╭──

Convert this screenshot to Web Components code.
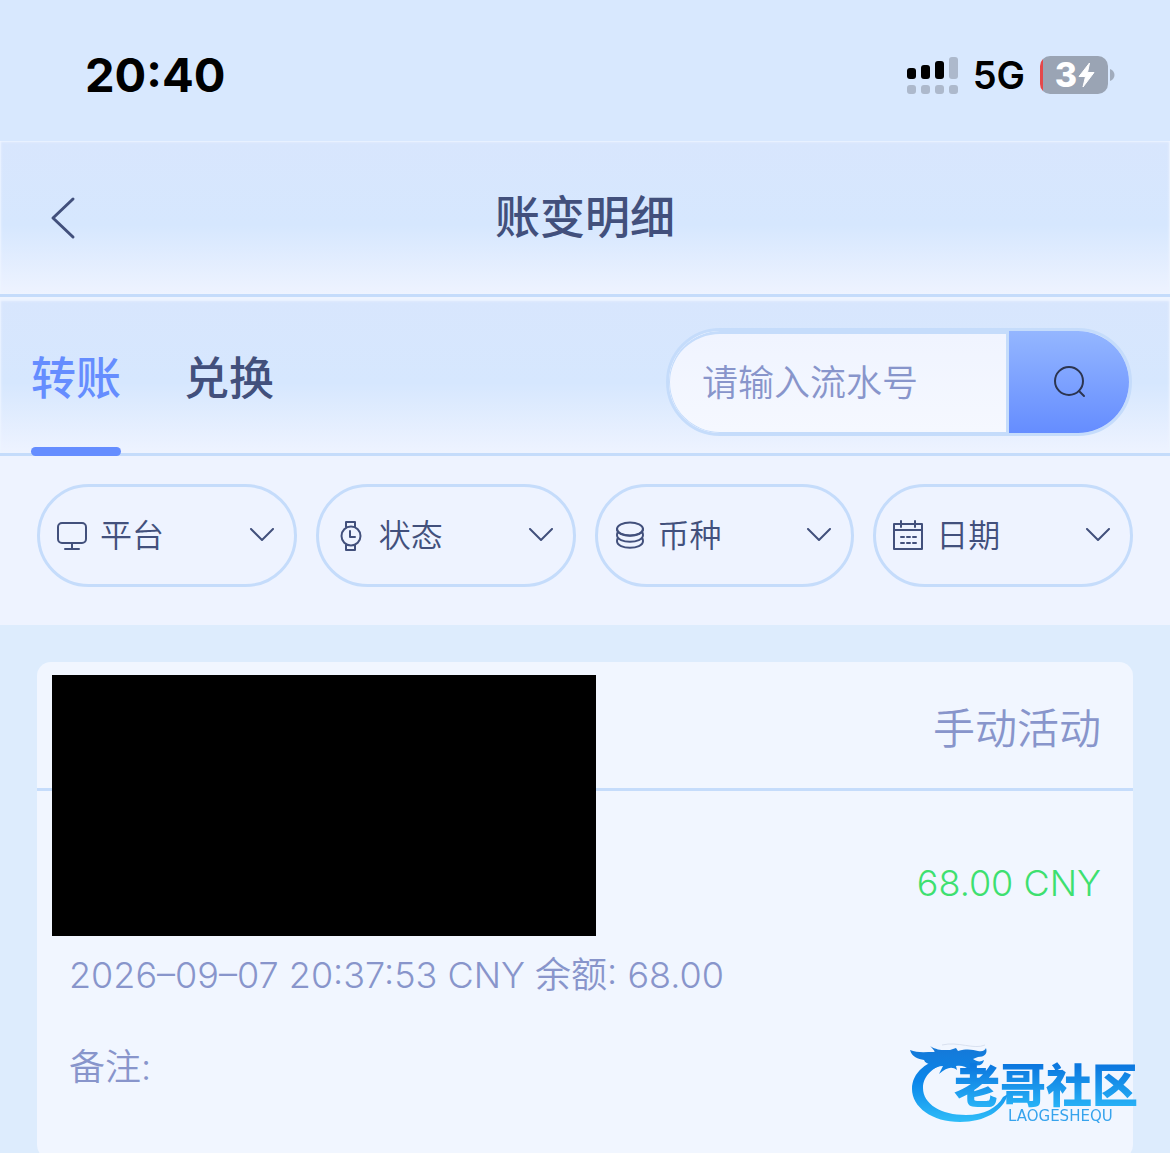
<!DOCTYPE html>
<html lang="zh-CN">
<head>
<meta charset="utf-8">
<meta name="viewport" content="width=device-width, initial-scale=1">
<title>账变明细</title>
<style>
  :root {
    --line: #c5dcfb;
    --ink: #42507c;
    --muted: #8895cb;
    --accent: #658dff;
    --panel: linear-gradient(to bottom, #d8e6fd 0%, #d6e7fe 55%, #eef3ff 100%);
  }
  html, body { margin: 0; height: 100%; }
  body {
    font-family: Inter, "Noto Sans CJK SC", sans-serif;
    color: var(--ink);
    background: #ddecfd;
    overflow: hidden;
  }
</style>
</head>
<body>
<account-page>
  <status-bar slot="top" time="20:40" network="5G" level="3"></status-bar>
  <nav-header slot="top">账变明细</nav-header>
  <tab-strip slot="top">
    <tab-item active>转账</tab-item>
    <tab-item>兑换</tab-item>
    <search-box slot="end" placeholder="请输入流水号"></search-box>
  </tab-strip>
  <filter-row slot="top">
    <filter-select icon="monitor" label="平台"></filter-select>
    <filter-select icon="watch" label="状态"></filter-select>
    <filter-select icon="coins" label="币种"></filter-select>
    <filter-select icon="calendar" label="日期"></filter-select>
  </filter-row>
  <record-card>
    <span slot="kind">手动活动</span>
    <span slot="amount">68.00 CNY</span>
    <span slot="detail">2026–09–07 20:37:53 CNY 余额: 68.00</span>
    <span slot="remark">备注:</span>
  </record-card>
</account-page>
<brand-mark></brand-mark>

<script>
  const define = (name, render) => {
    customElements.define(name, class extends HTMLElement {
      connectedCallback() {
        if (this.shadowRoot) return;
        const root = this.attachShadow({ mode: 'open' });
        root.innerHTML = '<style>:host,*{box-sizing:border-box}svg{display:block;flex:none}button,input,select{font:inherit;color:inherit;margin:0}</style>' + render(this);
      }
    });
  };

  define('account-page', () => `
    <style>
      :host { display: flex; flex-direction: column; height: 100vh; }
      main { flex: 1; min-height: 0; overflow: auto; scrollbar-width: none; padding: 37px 37px 0; }
    </style>
    <slot name="top"></slot>
    <main><slot></slot></main>`);

  define('status-bar', el => `
    <style>
      :host { display: flex; flex: none; align-items: center; justify-content: space-between;
        height: 141px; padding: 8px 55px 0 85px; background: #d8e8fe; color: #000; }
      .time { font-size: 47px; font-weight: 700; }
      .right { display: flex; align-items: center; gap: 15px; }
      .net { font-size: 38px; font-weight: 600; }
      .battery { display: flex; align-items: center; gap: 1px; }
      .cell { display: flex; align-items: center; justify-content: center; gap: 1px; width: 68px; height: 38px; padding-left: 2px;
        border-radius: 10px; color: #fff; font-size: 34px; font-weight: 800;
        background: linear-gradient(to right, #e5484a 3px, #9aa4b4 3px); }
    </style>
    <span class="time">${el.getAttribute('time')}</span>
    <div class="right">
      <svg width="51" height="38" viewBox="0 0 51 38" aria-hidden="true">
        <g fill="#000"><rect y="12" width="9" height="11" rx="3"/><rect x="14" y="9" width="9" height="14" rx="3"/><rect x="28" y="5" width="9" height="18" rx="3"/></g>
        <g fill="#adb9cc"><rect x="42" y="1" width="9" height="22" rx="3"/><rect y="29" width="9" height="9" rx="3"/><rect x="14" y="29" width="9" height="9" rx="3"/><rect x="28" y="29" width="9" height="9" rx="3"/><rect x="42" y="29" width="9" height="9" rx="3"/></g>
      </svg>
      <span class="net">${el.getAttribute('network')}</span>
      <div class="battery">
        <div class="cell"><span>${el.getAttribute('level')}</span>
          <svg width="17" height="26" viewBox="0 0 17 26" aria-hidden="true"><path d="M11.500 1 1 14.500H7.500L5 25 16 10.500H9.500Z" fill="#fff" stroke="#fff" stroke-linejoin="round"/></svg>
        </div>
        <svg width="6" height="12" viewBox="1 0 6 12" aria-hidden="true"><path d="M2 0C8 2 8 10 2 12Z" fill="#a1acbd"/></svg>
      </div>
    </div>`);

  define('nav-header', () => `
    <style>
      :host { display: grid; flex: none; grid-template-columns: 1fr auto 1fr; align-items: center; height: 156px;
        padding: 0 45px; background: var(--panel); border-bottom: 3px solid var(--line);
        box-shadow: inset 0 0 2px 1px #eef4ff; }
      button { display: flex; width: 36px; height: 60px; padding: 0; border: 0; background: none; align-items: center; justify-content: center; }
      h1 { margin: 0; font-size: 45px; font-weight: 500; line-height: 60px; }
    </style>
    <button type="button" aria-label="返回">
      <svg width="26" height="44" viewBox="0 0 26 44"><path d="M23 3 3 22 23 41" fill="none" stroke="#42507c" stroke-width="3" stroke-linecap="round" stroke-linejoin="round"/></svg>
    </button>
    <h1><slot></slot></h1>`);

  define('tab-strip', () => `
    <style>
      :host { display: flex; flex: none; align-items: center; justify-content: space-between; height: 159px;
        padding: 0 38px 0 31px; background: var(--panel); border-bottom: 3px solid var(--line);
        box-shadow: inset 0 3px 2px 1px #eef4ff; }
      nav { display: flex; align-self: stretch; gap: 63px; margin-bottom: -3px; }
      .end { padding-top: 14px; }
    </style>
    <nav><slot></slot></nav>
    <div class="end"><slot name="end"></slot></div>`);

  define('tab-item', () => `
    <style>
      :host { display: flex; }
      button { display: flex; flex-direction: column; align-items: center; justify-content: space-between; padding: 52px 0 0;
        border: 0; background: none; font-size: 45px; font-weight: 500; line-height: 60px; color: var(--ink); }
      i { align-self: stretch; height: 9px; border-radius: 5px; }
      :host([active]) button { color: var(--accent); }
      :host([active]) i { background: var(--accent); }
    </style>
    <button type="button"><slot></slot><i></i></button>`);

  define('search-box', el => `
    <style>
      :host { display: block; }
      form { display: flex; width: 466px; height: 108px; border: 3px solid var(--line); border-radius: 54px; overflow: hidden; background: #eef4ff; }
      input { flex: 1; min-width: 0; height: 102px; padding: 0 32px; border: 1px solid var(--line); border-top-width: 3px; border-right-width: 3px;
        border-radius: 51px 0 0 51px; outline: 0; font-size: 36px; font-weight: 350; background: linear-gradient(#f0f4ff, #f5f8ff); color: var(--ink); }
      input::placeholder { color: var(--muted); opacity: 1; }
      button { display: flex; align-items: center; justify-content: center; width: 120px; padding: 0; border: 0;
        background: linear-gradient(#94b6ff, #658dff); }
    </style>
    <form>
      <input type="text" aria-label="流水号" placeholder="${el.getAttribute('placeholder')}">
      <button type="button" aria-label="搜索">
        <svg width="34" height="34" viewBox="0 0 34 34"><g fill="none" stroke="#2c3550" stroke-width="2" stroke-linecap="round"><circle cx="17" cy="16" r="14"/><path d="m27 26 5 5"/></g></svg>
      </button>
    </form>`);

  define('filter-row', () => `
    <style>
      :host { display: grid; flex: none; grid-template-columns: repeat(4, minmax(0, 1fr)); gap: 19px; padding: 28px 37px 38px; background: #eef3ff; }
    </style>
    <slot></slot>`);

  const icons = {
    monitor: '<rect x="2" y="3" width="28" height="20" rx="4"/><path d="M16 23v5M9 29h14"/>',
    watch: '<circle cx="16" cy="16" r="9.500"/><path d="M11 7V2h9v5M11 25v5h9v-5M15 11v6h5"/>',
    coins: '<ellipse cx="16" cy="9" rx="13" ry="6.500"/><path d="M3 9c0 9 26 9 26 0M4 12c-1 1-1 2-1 3 0 9 26 9 26 0 0-1 0-2-1-3M4 18c-1 1-1 2-1 3 0 9 26 9 26 0 0-1 0-2-1-3"/>',
    calendar: '<path d="M2 4h28v25H2ZM2 10h28M9 1v6M23 1v6M9 17h3M15 17h3M21 17h3M9 23h3M15 23h3M21 23h3"/>'
  };

  define('filter-select', el => `
    <style>
      :host { display: block; }
      label { display: flex; align-items: center; height: 103px; padding: 0 19px 0 16px; border: 3px solid var(--line); border-radius: 52px; }
      select { flex: 1; min-width: 0; height: 60px; margin-left: 12px; padding: 0; border: 0; outline: 0; appearance: none; background: none;
        font-size: 32px; font-weight: 350; color: var(--ink); }
    </style>
    <label>
      <svg width="32" height="32" viewBox="0 0 32 32" aria-hidden="true"><g fill="none" stroke="#42507c" stroke-width="2" stroke-linecap="round" stroke-linejoin="round">${icons[el.getAttribute('icon')]}</g></svg>
      <select aria-label="${el.getAttribute('label')}"><option>${el.getAttribute('label')}</option></select>
      <svg width="26" height="16" viewBox="0 0 26 16" aria-hidden="true"><path d="M2 1 13 12 24 1" fill="none" stroke="#42507c" stroke-width="2" stroke-linecap="round" stroke-linejoin="round"/></svg>
    </label>`);

  define('record-card', () => `
    <style>
      :host { display: block; position: relative; border-radius: 14px; background: #f1f6ff; color: var(--muted); font-weight: 350; }
      header { display: flex; align-items: center; justify-content: flex-end; height: 129px; padding: 0 32px; border-bottom: 3px solid var(--line); font-size: 42px; }
      .body { padding: 46px 32px; font-size: 36px; line-height: 92px; }
      .amount { text-align: right; color: #3ee070; }
      .cover { position: absolute; left: 15px; top: 13px; width: 544px; height: 261px; background: #000; }
    </style>
    <header><slot name="kind"></slot></header>
    <div class="body">
      <div class="amount"><slot name="amount"></slot></div>
      <div><slot name="detail"></slot></div>
      <div><slot name="remark"></slot></div>
    </div>
    <div class="cover"></div>`);

  define('brand-mark', () => `
    <style>
      :host { display: block; position: fixed; right: 18px; bottom: 27px; pointer-events: none; }
      svg { filter: blur(.6px); }
      .name { font: 900 46px "Noto Sans CJK SC", sans-serif; }
      .latin { font: 15px "DejaVu Sans", sans-serif; }
    </style>
    <svg width="244" height="84" viewBox="0 0 244 84">
      <defs>
        <linearGradient id="g" gradientUnits="userSpaceOnUse" x1="0" y1="6" x2="0" y2="80"><stop offset="0" stop-color="#1579d8"/><stop offset=".45" stop-color="#0b86ea"/><stop offset="1" stop-color="#2fbdf8"/></linearGradient>
        <linearGradient id="t" gradientUnits="userSpaceOnUse" x1="0" y1="24" x2="0" y2="64"><stop offset="0" stop-color="#0c78df"/><stop offset="1" stop-color="#27b1f6"/></linearGradient>
      </defs>
      <path fill="url(#g)" d="M42 15C18 18 4 31 4 47c0 18 20 33 48 33 25 0 43-11 48-28l-5 3C89 66 76 73 58 73 33 73 15 62 15 46c0-13 11-22 29-27Z"/>
      <path fill="url(#g)" d="M2 8c7 3 14 2 24 2 2 0-1-3-4-6 8 5 14 4 20 4l6-2 2 3c10-3 15-1 20 0 5 1 7-1 8-3 2 6-2 9-8 9l-5 2c4 3 8 3 11 1-2 8-9 5-14 4 2 2 2 5 0 6-5-4-9-5-14-4l1 4c-5-4-10-3-18 4l4-8c-4 0-8 2-12 4l3-6c-5 1-9-1-10-4-6-1-12-3-14-10Z"/>
      <path fill="none" stroke="#d8e0ef" d="M34 3C50-1 66 8 77 3"/>
      <text class="name" x="46" y="60" fill="url(#t)">老哥社区</text>
      <text class="latin" x="100" y="79" fill="#36a3ed">LAOGESHEQU</text>
    </svg>`);
</script>
</body>
</html>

╰──

The exercise: Skip every picture and return the lines above from the top through the one that contains "<brand-mark></brand-mark>".

Task output:
Convert this screenshot to Web Components code.
<!DOCTYPE html>
<html lang="zh-CN">
<head>
<meta charset="utf-8">
<meta name="viewport" content="width=device-width, initial-scale=1">
<title>账变明细</title>
<style>
  :root {
    --line: #c5dcfb;
    --ink: #42507c;
    --muted: #8895cb;
    --accent: #658dff;
    --panel: linear-gradient(to bottom, #d8e6fd 0%, #d6e7fe 55%, #eef3ff 100%);
  }
  html, body { margin: 0; height: 100%; }
  body {
    font-family: Inter, "Noto Sans CJK SC", sans-serif;
    color: var(--ink);
    background: #ddecfd;
    overflow: hidden;
  }
</style>
</head>
<body>
<account-page>
  <status-bar slot="top" time="20:40" network="5G" level="3"></status-bar>
  <nav-header slot="top">账变明细</nav-header>
  <tab-strip slot="top">
    <tab-item active>转账</tab-item>
    <tab-item>兑换</tab-item>
    <search-box slot="end" placeholder="请输入流水号"></search-box>
  </tab-strip>
  <filter-row slot="top">
    <filter-select icon="monitor" label="平台"></filter-select>
    <filter-select icon="watch" label="状态"></filter-select>
    <filter-select icon="coins" label="币种"></filter-select>
    <filter-select icon="calendar" label="日期"></filter-select>
  </filter-row>
  <record-card>
    <span slot="kind">手动活动</span>
    <span slot="amount">68.00 CNY</span>
    <span slot="detail">2026–09–07 20:37:53 CNY 余额: 68.00</span>
    <span slot="remark">备注:</span>
  </record-card>
</account-page>
<brand-mark></brand-mark>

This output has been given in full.